Learn more about bidirectional Unicode characters
Sign up for free
to join this conversation on GitHub.
Already have an account?
Sign in to comment
Add this suggestion to a batch that can be applied as a single commit.This suggestion is invalid because no changes were made to the code.Suggestions cannot be applied while the pull request is closed.Suggestions cannot be applied while viewing a subset of changes.Only one suggestion per line can be applied in a batch.Add this suggestion to a batch that can be applied as a single commit.Applying suggestions on deleted lines is not supported.You must change the existing code in this line in order to create a valid suggestion.Outdated suggestions cannot be applied.This suggestion has been applied or marked resolved.Suggestions cannot be applied from pending reviews.Suggestions cannot be applied on multi-line comments.Suggestions cannot be applied while the pull request is queued to merge.Suggestion cannot be applied right now. Please check back later.
When a customer configures a Cosmos client, they pass region names as strings (preferred_locations, excluded_locations). The SDK previously did exact string comparisons against the canonical names returned by the account ("East US 2", "West US 3", ...).
A small spelling difference — "eastus2", "east-us-2", "east_us_2" — silently failed to match, the entry was dropped, and the client could end up routing all traffic through the global endpoint instead of the regional pool.
What this change does:
Region matching is now tolerant of case, surrounding/internal whitespace, hyphens, and underscores.

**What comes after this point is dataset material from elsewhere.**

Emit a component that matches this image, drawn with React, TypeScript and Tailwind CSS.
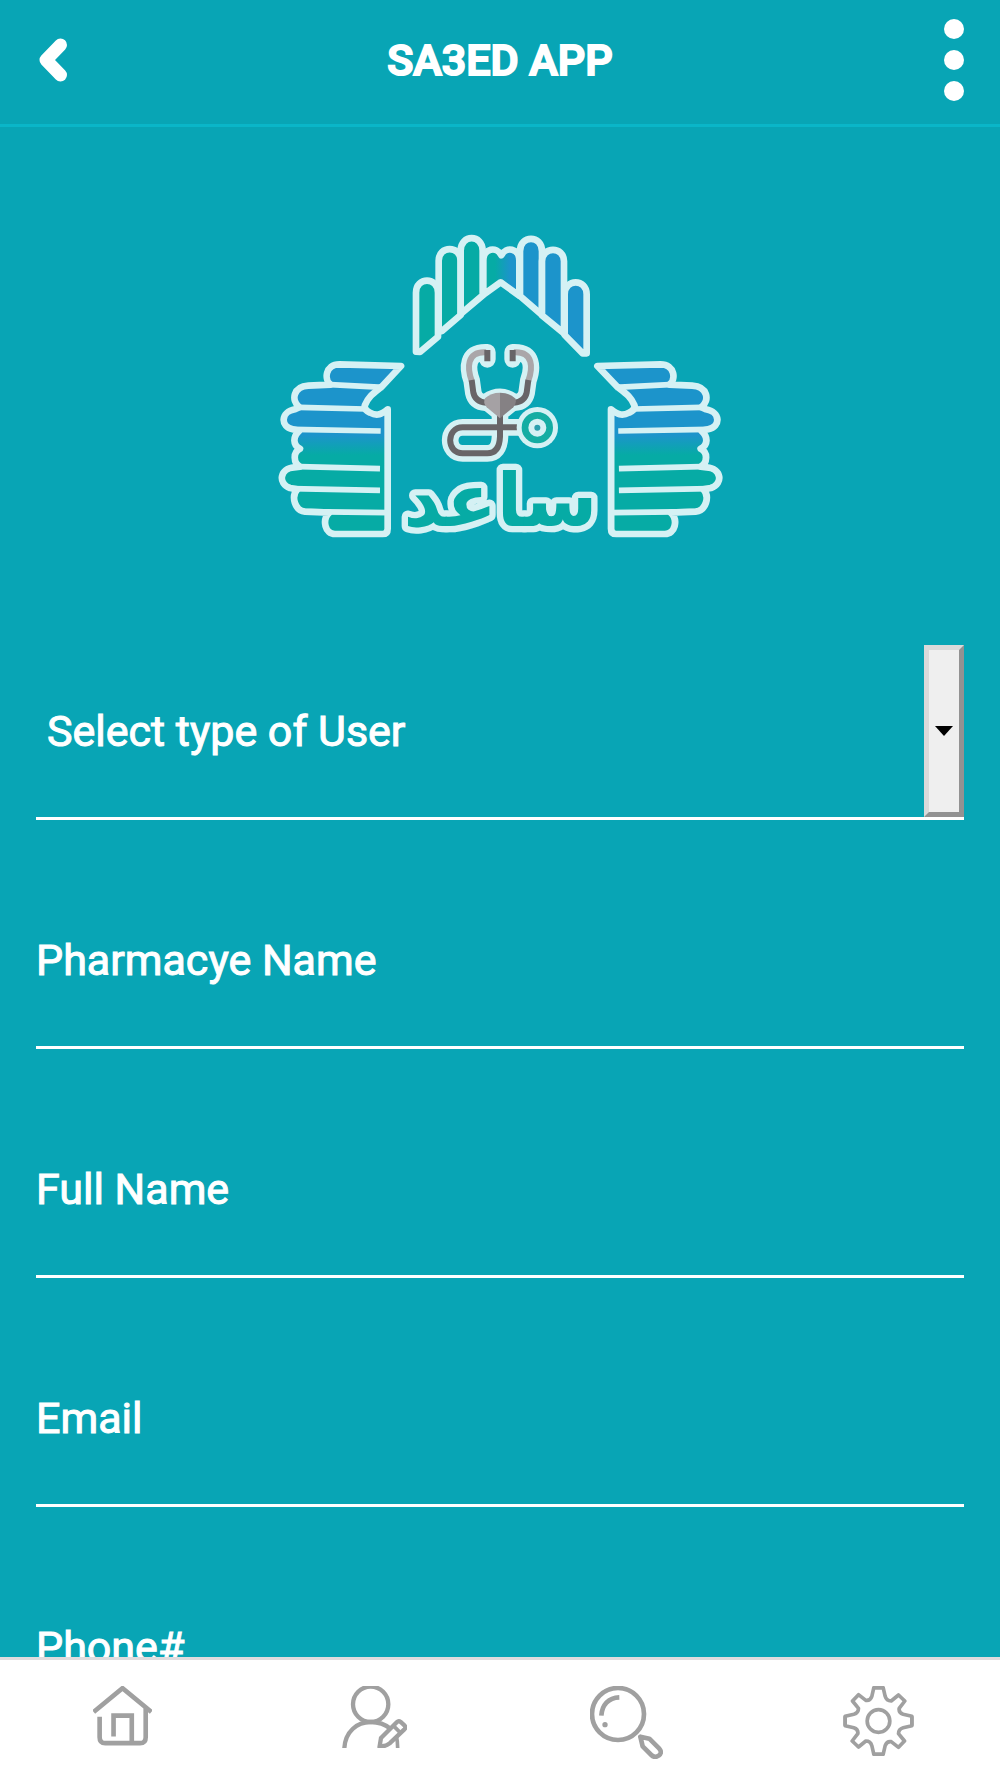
import { useState } from "react";

const fields = [
  { name: "pharmacy", label: "Pharmacye Name", type: "text" },
  { name: "fullName", label: "Full Name", type: "text" },
  { name: "email", label: "Email", type: "email" },
  { name: "phone", label: "Phone#", type: "tel" },
];

function Hand() {
  return (
    <g stroke="#d5f1f4" strokeWidth="20" strokeLinejoin="round" strokeLinecap="round">
      <path
        fill="url(#hand)"
        d="M393 438 L208 433 C165 433 162 480 182 494 L115 497 C70 500 62 540 88 562 L75 568 C32 575 30 620 68 628 L88 632 C68 650 68 675 90 686 C68 696 70 730 90 740 L72 742 C30 745 22 790 60 804 L82 808 C62 830 75 872 105 875 L178 878 C155 900 165 942 195 942 L338 942 Q353 942 353 926 L353 568 C335 582 322 590 300 578 Q280 568 285 555 C295 530 310 520 335 500 Z"
      />
      <path
        fill="none"
        strokeWidth="17"
        strokeLinecap="butt"
        d="M182 494 L340 502 M88 562 L285 567 M68 628 L332 633 M90 740 L330 746 M65 806 L330 811 M105 875 L353 878"
      />
    </g>
  );
}

function EarTube() {
  return (
    <g fill="none" strokeWidth="18">
      <path stroke="#aaa6a9" d="M168 67 C108 64 112 116 125 152" />
      <path stroke="#686568" d="M172 60 V94 M125 150 L130 188 Q136 216 168 218" />
    </g>
  );
}

function Logo() {
  return (
    <svg
      viewBox="24 42 1332 912"
      className="w-[444px] max-w-full overflow-visible"
      role="img"
      aria-label="Sa3ed logo"
    >
      <defs>
        <linearGradient id="hand" gradientUnits="userSpaceOnUse" x1="0" y1="645" x2="0" y2="705">
          <stop offset="0" stopColor="#1c94cb" />
          <stop offset="1" stopColor="#06aba5" />
        </linearGradient>
        <linearGradient id="roof" gradientUnits="userSpaceOnUse" x1="675" y1="0" x2="720" y2="0">
          <stop offset="0" stopColor="#06aba5" />
          <stop offset="1" stopColor="#1c94cb" />
        </linearGradient>
      </defs>

      <g fill="url(#roof)" stroke="#d5f1f4" strokeWidth="20" strokeLinejoin="round">
        <path d="M438 395 V218 C438 170 504 170 504 218 V350 L450 396 Z" />
        <path d="M506 335 V122 C506 76 572 76 572 122 V285 L516 333 Z" />
        <path d="M572 282 V92 C572 42 638 42 638 92 V226 Z" />
        <path d="M640 224 V122 C640 84 680 78 694 106 C708 78 748 84 748 122 V227 L692 187 Z" />
        <path d="M750 228 V94 C750 44 816 44 816 94 V285 Z" />
        <path d="M816 286 V124 C816 78 882 78 882 124 V340 Z" />
        <path d="M884 345 V223 C884 175 950 175 950 223 V400 L938 400 Z" />
      </g>

      <Hand />
      <g transform="translate(1384 0) scale(-1.022 1)">
        <Hand />
      </g>

      {/* stethoscope */}
      <g transform="translate(480 330)" strokeLinejoin="round">
        <g fill="none" stroke="#d5f1f4" strokeWidth="50" strokeLinecap="round">
          <path d="M172 88 V67 C108 64 112 116 125 152 L130 188 Q136 216 168 218" />
          <path d="M248 88 V67 C312 64 308 116 295 152 L290 188 Q284 216 252 218" />
          <path d="M210 262 V320 Q208 370 172 370 H98 C48 370 48 292 98 292 H280" />
          <path strokeWidth="28" fill="#d5f1f4" d="M165 205 Q210 175 255 205 L250 230 L210 262 L170 230 Z" />
        </g>
        <path fill="none" stroke="#686568" strokeWidth="18" d="M210 255 V320 Q208 370 172 370 H98 C48 370 48 292 98 292 H280" />
        <EarTube />
        <g transform="translate(420 0) scale(-1 1)">
          <EarTube />
        </g>
        <path fill="#a5a1a4" d="M210 188 Q182 188 165 205 Q158 218 170 232 L210 265 Z" />
        <path fill="#858184" d="M210 188 Q238 188 255 205 Q262 218 250 232 L210 265 Z" />
        <circle cx="322" cy="293" r="62" fill="#d5f1f4" />
        <circle cx="322" cy="293" r="37" fill="#d5f1f4" stroke="#14ada3" strokeWidth="20" />
        <circle cx="322" cy="293" r="9" fill="#2b9fae" />
      </g>

      <text
        x="691"
        y="918"
        textAnchor="middle"
        direction="rtl"
        className="font-['DejaVu_Sans',sans-serif] font-bold text-[222px]"
        fill="#06aba5"
        stroke="#d5f1f4"
        strokeWidth="38"
        strokeLinejoin="round"
        paintOrder="stroke"
      >
        ساعد
      </text>
    </svg>
  );
}

function HomeIcon() {
  return (
    <svg viewBox="278 258 178 180" width="59" height="60" fill="none" stroke="#a0a0a0" strokeWidth="14">
      <path d="M280 336 L367 264 L454 336 M437 322 V412 Q437 430 420 430 H315 Q298 430 298 412 V350" />
      <path d="M340 410 V347 H395 V430" />
    </svg>
  );
}

function UserEditIcon() {
  return (
    <svg viewBox="1023 258 195 186" width="65" height="62" fill="none" stroke="#a0a0a0" strokeWidth="13">
      <circle cx="1109" cy="313" r="53" />
      <path d="M1030 446 C1032 395 1068 366 1109 366 Q1144 366 1168 386" />
      <path d="M1136 438 L1140 414 L1188 366 Q1193 361 1199 366 L1211 377 Q1216 382 1210 388 L1166 430 Q1152 441 1136 438 Z" />
      <path d="M1176 376 L1200 400 M1186 408 Q1190 424 1190 444" strokeWidth="11" />
    </svg>
  );
}

function SearchIcon() {
  return (
    <svg viewBox="270 258 219 219" width="73" height="73" fill="none" stroke="#a0a0a0" strokeWidth="14">
      <circle cx="354" cy="342" r="78" />
      <path d="M304 347 C306 315 325 293 358 292" />
      <circle cx="315" cy="374" r="8" fill="#a0a0a0" stroke="none" />
      <path d="M421 410 L448 416 L478 446 Q488 458 476 467 Q464 475 454 465 L428 439 Z" strokeLinejoin="round" />
    </svg>
  );
}

function GearIcon() {
  const tooth = "M-14 -100 H14 L20 -74 Q24 -60 38 -60 L60 -78 L79 -60 L62 -38 Q60 -25 74 -20 L100 -14 V14";
  return (
    <svg viewBox="-106 -105 212 210" width="71" height="70" fill="none" stroke="#a0a0a0" strokeWidth="11" strokeLinejoin="round">
      <path d={tooth} />
      <path d={tooth} transform="rotate(90)" />
      <path d={tooth} transform="rotate(180)" />
      <path d={tooth} transform="rotate(270)" />
      <circle r="34" />
    </svg>
  );
}

function App() {
  const [userType, setUserType] = useState("");

  return (
    <div className="h-screen flex flex-col overflow-hidden bg-[#08a5b5] text-white font-[Roboto,sans-serif]">
      <header className="flex shrink-0 items-center justify-between h-[127px] px-9 pb-1 border-b-3 border-[#0ab6c8]">
        <button type="button" aria-label="Back" className="w-9 cursor-pointer">
          <svg viewBox="0 0 36 44" width="36" height="44" fill="none" stroke="currentColor" strokeWidth="13" strokeLinecap="round" strokeLinejoin="round">
            <path d="M24.5 7 L10 22 L24.5 37" />
          </svg>
        </button>
        <h1 className="text-[43px] font-medium [-webkit-text-stroke:2px_white]">SA3ED APP</h1>
        <button type="button" aria-label="Menu" className="w-9 flex flex-col items-end gap-[11px] cursor-pointer">
          <span className="size-5 rounded-full bg-white" />
          <span className="size-5 rounded-full bg-white" />
          <span className="size-5 rounded-full bg-white" />
        </button>
      </header>

      <main className="flex-1 min-h-0 overflow-y-auto [scrollbar-width:none] px-9">
        <div className="flex justify-center py-[107px]">
          <Logo />
        </div>

        <form className="flex flex-col gap-[54px] text-[43px] [-webkit-text-stroke:1px_white]">
          <div className="relative h-[175px] border-b-3 border-white">
            <select
              aria-label="Select type of User"
              value={userType}
              onChange={(e) => setUserType(e.target.value)}
              className="w-full h-full appearance-none bg-transparent pl-[11px] pr-12 outline-none"
            >
              <option value="">Select type of User</option>
              <option value="pharmacy">Pharmacy</option>
            </select>
            <span className="pointer-events-none absolute inset-y-0 right-0 w-10 flex items-center justify-center bg-[#efefef] border-5 border-t-[#dadada] border-l-[#dadada] border-r-[#929292] border-b-[#929292]">
              <svg viewBox="0 0 18 10" width="18" height="10">
                <path d="M0 0 H18 L9 10 Z" fill="#000" />
              </svg>
            </span>
          </div>

          {fields.map((field) => (
            <input
              key={field.name}
              name={field.name}
              type={field.type}
              aria-label={field.label}
              placeholder={field.label}
              className="w-full h-[175px] shrink-0 bg-transparent border-b-3 border-white outline-none placeholder:text-white placeholder:opacity-100"
            />
          ))}
        </form>
      </main>

      <footer className="shrink-0 h-[121px] bg-white border-t-3 border-[#dfdcde]">
        <nav className="-mx-1 grid grid-cols-4 justify-items-center items-start pt-[26px]">
          <a href="#home" aria-label="Home"><HomeIcon /></a>
          <a href="#profile" aria-label="Edit profile"><UserEditIcon /></a>
          <a href="#search" aria-label="Search"><SearchIcon /></a>
          <a href="#settings" aria-label="Settings"><GearIcon /></a>
        </nav>
      </footer>
    </div>
  );
}

export default App;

Equivalent inputs all resolve to the same region:
"East US 2"
"east us 2"
"eastus2"
"EASTUS2"
"east-us-2"
"east_us_2"
" EastUs2 "
Anything beyond that (punctuation, digits, fuzzy matching) is intentionally not stripped — a more aggressive rule could collapse genuinely different regions like "East US" and "East US 2" into the same key and silently route to the wrong region. All client-supplied region-name strings — client-level preferred, client-level excluded, and request-level excluded are normalized
The same matching rule is applied wherever the customer's region string is consumed. Previously some paths used exact-string comparisons; now they all share one normalization rule:
Routing: which region serves a request (preferred + excluded, client-level + per-request).
Refresh decision: whether to schedule a background refresh based on the most-preferred region.
Bootstrap fallback URL: when the global endpoint can't be reached at startup and the SDK constructs a regional URL from a preferred region.
Misconfigured region names now produce a visible warning that names the dropped entry and the regions that were available, emitted at config time — when account metadata is processed at startup and on each background refresh.
There is no warning for per-request values as those happen thousands of times and its a lower blast radius.
No public API change - preferred_locations and excluded_locations remain plain list[str].
Behavior examples
Account regions: ["East US 2", "West US 3"]
Backwards compatibility:
If client config already uses the exact spelling Azure returns (e.g., "East US 2"), nothing changes
New Azure regions continue to work without an SDK upgrade; nothing in this change hardcodes a region list.
What this PR does not do:
Does not add a Regions constants surface. Adding a named-constant list of well-known regions would expand the public API surface area. Normalization plus a visible warning is enough to close the failure mode without touching the public surface today. Constants are therefore deferred to a later stable release as a separate, additive change.